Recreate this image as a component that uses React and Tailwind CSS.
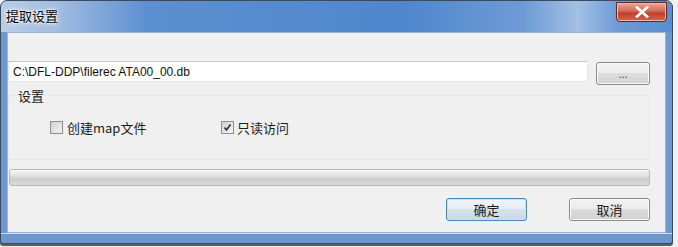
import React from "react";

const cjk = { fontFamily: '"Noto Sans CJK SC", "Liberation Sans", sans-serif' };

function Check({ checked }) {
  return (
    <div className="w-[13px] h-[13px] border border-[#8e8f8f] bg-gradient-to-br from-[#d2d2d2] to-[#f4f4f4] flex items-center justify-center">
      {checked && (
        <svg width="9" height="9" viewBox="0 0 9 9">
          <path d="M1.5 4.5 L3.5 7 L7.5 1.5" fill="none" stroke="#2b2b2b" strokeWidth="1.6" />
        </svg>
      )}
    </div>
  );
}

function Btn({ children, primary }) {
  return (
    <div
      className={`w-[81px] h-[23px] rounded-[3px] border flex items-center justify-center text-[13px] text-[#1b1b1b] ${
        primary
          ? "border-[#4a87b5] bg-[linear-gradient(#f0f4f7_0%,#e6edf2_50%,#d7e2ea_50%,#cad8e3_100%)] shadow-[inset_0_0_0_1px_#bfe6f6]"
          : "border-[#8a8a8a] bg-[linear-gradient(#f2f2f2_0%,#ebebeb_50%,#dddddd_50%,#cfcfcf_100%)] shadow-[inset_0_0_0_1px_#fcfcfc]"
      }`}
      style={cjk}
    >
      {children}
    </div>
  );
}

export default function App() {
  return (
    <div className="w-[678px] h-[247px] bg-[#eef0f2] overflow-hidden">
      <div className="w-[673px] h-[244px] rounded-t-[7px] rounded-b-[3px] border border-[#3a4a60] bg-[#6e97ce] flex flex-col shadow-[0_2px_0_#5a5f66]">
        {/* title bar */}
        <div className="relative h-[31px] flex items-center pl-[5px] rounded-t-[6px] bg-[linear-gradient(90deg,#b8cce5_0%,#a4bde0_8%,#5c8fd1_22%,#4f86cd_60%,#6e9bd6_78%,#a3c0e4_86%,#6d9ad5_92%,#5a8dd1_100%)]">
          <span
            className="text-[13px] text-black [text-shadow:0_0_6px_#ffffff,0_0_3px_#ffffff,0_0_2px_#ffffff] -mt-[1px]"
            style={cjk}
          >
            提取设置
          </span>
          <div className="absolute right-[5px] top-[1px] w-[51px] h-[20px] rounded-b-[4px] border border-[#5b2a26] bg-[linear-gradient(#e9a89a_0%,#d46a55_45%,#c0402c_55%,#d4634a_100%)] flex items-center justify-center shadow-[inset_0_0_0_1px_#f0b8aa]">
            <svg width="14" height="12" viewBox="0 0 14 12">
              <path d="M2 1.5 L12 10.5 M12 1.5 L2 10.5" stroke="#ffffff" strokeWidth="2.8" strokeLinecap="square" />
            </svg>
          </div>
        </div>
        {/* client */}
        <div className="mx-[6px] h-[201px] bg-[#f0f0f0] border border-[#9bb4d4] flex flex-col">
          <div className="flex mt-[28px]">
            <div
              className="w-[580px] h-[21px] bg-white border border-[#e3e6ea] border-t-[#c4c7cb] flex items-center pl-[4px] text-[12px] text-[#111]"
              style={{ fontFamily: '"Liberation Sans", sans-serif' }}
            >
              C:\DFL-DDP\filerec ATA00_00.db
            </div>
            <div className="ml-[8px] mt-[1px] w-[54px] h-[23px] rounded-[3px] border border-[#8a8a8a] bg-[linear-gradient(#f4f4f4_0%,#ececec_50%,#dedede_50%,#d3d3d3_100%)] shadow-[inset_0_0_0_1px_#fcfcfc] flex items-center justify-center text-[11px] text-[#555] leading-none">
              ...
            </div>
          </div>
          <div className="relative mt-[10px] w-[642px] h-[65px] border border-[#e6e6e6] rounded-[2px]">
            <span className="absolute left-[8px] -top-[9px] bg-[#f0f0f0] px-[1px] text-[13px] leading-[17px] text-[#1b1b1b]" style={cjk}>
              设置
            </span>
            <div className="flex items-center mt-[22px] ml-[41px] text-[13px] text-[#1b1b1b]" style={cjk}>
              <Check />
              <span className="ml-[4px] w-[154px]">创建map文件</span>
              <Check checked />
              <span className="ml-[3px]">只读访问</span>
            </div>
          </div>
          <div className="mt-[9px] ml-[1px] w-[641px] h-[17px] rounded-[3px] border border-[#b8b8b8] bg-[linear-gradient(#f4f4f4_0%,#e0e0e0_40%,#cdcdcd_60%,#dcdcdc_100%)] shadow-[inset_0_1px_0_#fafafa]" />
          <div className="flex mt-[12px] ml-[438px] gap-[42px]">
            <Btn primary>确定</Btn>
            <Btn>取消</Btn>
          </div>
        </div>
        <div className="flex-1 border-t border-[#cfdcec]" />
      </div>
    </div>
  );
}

The task | Leave the pictures out, and print every line of the listing exactly as written.

Result of the exercise |
Recreate this image as a component that uses React and Tailwind CSS.
import React from "react";

const cjk = { fontFamily: '"Noto Sans CJK SC", "Liberation Sans", sans-serif' };

function Check({ checked }) {
  return (
    <div className="w-[13px] h-[13px] border border-[#8e8f8f] bg-gradient-to-br from-[#d2d2d2] to-[#f4f4f4] flex items-center justify-center">
      {checked && (
        <svg width="9" height="9" viewBox="0 0 9 9">
          <path d="M1.5 4.5 L3.5 7 L7.5 1.5" fill="none" stroke="#2b2b2b" strokeWidth="1.6" />
        </svg>
      )}
    </div>
  );
}

function Btn({ children, primary }) {
  return (
    <div
      className={`w-[81px] h-[23px] rounded-[3px] border flex items-center justify-center text-[13px] text-[#1b1b1b] ${
        primary
          ? "border-[#4a87b5] bg-[linear-gradient(#f0f4f7_0%,#e6edf2_50%,#d7e2ea_50%,#cad8e3_100%)] shadow-[inset_0_0_0_1px_#bfe6f6]"
          : "border-[#8a8a8a] bg-[linear-gradient(#f2f2f2_0%,#ebebeb_50%,#dddddd_50%,#cfcfcf_100%)] shadow-[inset_0_0_0_1px_#fcfcfc]"
      }`}
      style={cjk}
    >
      {children}
    </div>
  );
}

export default function App() {
  return (
    <div className="w-[678px] h-[247px] bg-[#eef0f2] overflow-hidden">
      <div className="w-[673px] h-[244px] rounded-t-[7px] rounded-b-[3px] border border-[#3a4a60] bg-[#6e97ce] flex flex-col shadow-[0_2px_0_#5a5f66]">
        {/* title bar */}
        <div className="relative h-[31px] flex items-center pl-[5px] rounded-t-[6px] bg-[linear-gradient(90deg,#b8cce5_0%,#a4bde0_8%,#5c8fd1_22%,#4f86cd_60%,#6e9bd6_78%,#a3c0e4_86%,#6d9ad5_92%,#5a8dd1_100%)]">
          <span
            className="text-[13px] text-black [text-shadow:0_0_6px_#ffffff,0_0_3px_#ffffff,0_0_2px_#ffffff] -mt-[1px]"
            style={cjk}
          >
            提取设置
          </span>
          <div className="absolute right-[5px] top-[1px] w-[51px] h-[20px] rounded-b-[4px] border border-[#5b2a26] bg-[linear-gradient(#e9a89a_0%,#d46a55_45%,#c0402c_55%,#d4634a_100%)] flex items-center justify-center shadow-[inset_0_0_0_1px_#f0b8aa]">
            <svg width="14" height="12" viewBox="0 0 14 12">
              <path d="M2 1.5 L12 10.5 M12 1.5 L2 10.5" stroke="#ffffff" strokeWidth="2.8" strokeLinecap="square" />
            </svg>
          </div>
        </div>
        {/* client */}
        <div className="mx-[6px] h-[201px] bg-[#f0f0f0] border border-[#9bb4d4] flex flex-col">
          <div className="flex mt-[28px]">
            <div
              className="w-[580px] h-[21px] bg-white border border-[#e3e6ea] border-t-[#c4c7cb] flex items-center pl-[4px] text-[12px] text-[#111]"
              style={{ fontFamily: '"Liberation Sans", sans-serif' }}
            >
              C:\DFL-DDP\filerec ATA00_00.db
            </div>
            <div className="ml-[8px] mt-[1px] w-[54px] h-[23px] rounded-[3px] border border-[#8a8a8a] bg-[linear-gradient(#f4f4f4_0%,#ececec_50%,#dedede_50%,#d3d3d3_100%)] shadow-[inset_0_0_0_1px_#fcfcfc] flex items-center justify-center text-[11px] text-[#555] leading-none">
              ...
            </div>
          </div>
          <div className="relative mt-[10px] w-[642px] h-[65px] border border-[#e6e6e6] rounded-[2px]">
            <span className="absolute left-[8px] -top-[9px] bg-[#f0f0f0] px-[1px] text-[13px] leading-[17px] text-[#1b1b1b]" style={cjk}>
              设置
            </span>
            <div className="flex items-center mt-[22px] ml-[41px] text-[13px] text-[#1b1b1b]" style={cjk}>
              <Check />
              <span className="ml-[4px] w-[154px]">创建map文件</span>
              <Check checked />
              <span className="ml-[3px]">只读访问</span>
            </div>
          </div>
          <div className="mt-[9px] ml-[1px] w-[641px] h-[17px] rounded-[3px] border border-[#b8b8b8] bg-[linear-gradient(#f4f4f4_0%,#e0e0e0_40%,#cdcdcd_60%,#dcdcdc_100%)] shadow-[inset_0_1px_0_#fafafa]" />
          <div className="flex mt-[12px] ml-[438px] gap-[42px]">
            <Btn primary>确定</Btn>
            <Btn>取消</Btn>
          </div>
        </div>
        <div className="flex-1 border-t border-[#cfdcec]" />
      </div>
    </div>
  );
}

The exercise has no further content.